The FlT (Fermat's Little Theorem) fails for only composite numbers, and my question concerns with any pattern being followed in their failure cases - in terms of the size of the permutation set, and the number of elements in that set. If yes, then the reason is also needed. I mean by permutation set the set of permutations in a group that is separated only by rotations in the combinatorial interpretation. The combinatorial interpretation of FlT is based on a circular bead with $a$ colors, and $p$ being the number of beads, or the string size. Also, the same color strings (all same color beads) are ignored. this leads to $a$(one string for each color) subtraction from the $a^n$. This should lead to $p\mid (a^p - a)$. Also, this $a$ subtraction makes the failure cases (only for non-prime integers) being different from the not-failure cases (for prime integers), in the combinatorial interpretation.

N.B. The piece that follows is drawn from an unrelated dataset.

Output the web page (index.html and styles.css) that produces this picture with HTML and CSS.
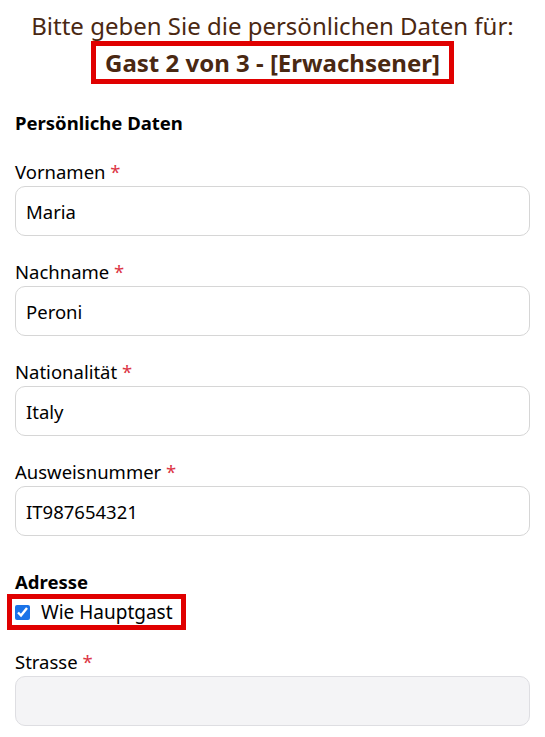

So, if $a=2$, then there are 2 colors, $B$(Black) and $W$(White).
Coming back to the question, for example, for $a =2$ and $p=4$, there is one failure case of size two (i.e., two permutations in the set) :
i) $BWBW= WBWB$.
While for the case of $a =2$ and $p=6$, there are three failure cases with sizes $2,3,3$ respectively as:
i) $BWBWBW= WBWBWB$
ii) $BBWBBW=WBBWBB=BWBBWB$
iii) $WWBWWB=BWWBWW=WBWWBW$
I can see that $6$ factors into two factors $2$ and $3$, but that does not help.
Addendum The other or non-failure permutations for the case of $a=2$ and $p=4$ are : $$BWWW=WBWW=WWBW=WWWB \\ BBWW=WBBW=WWBB=BWWB \\ BBBW=WBBB=BWBB=BBWB,$$
The $=$ sign equates the equivalent permutations separated by a rotation only.
Similarly, there are $54$ non-failure permutations in group of $6(=p)$ are there for $a=2$ and $p=6$. The $8$ failure cases are specified above.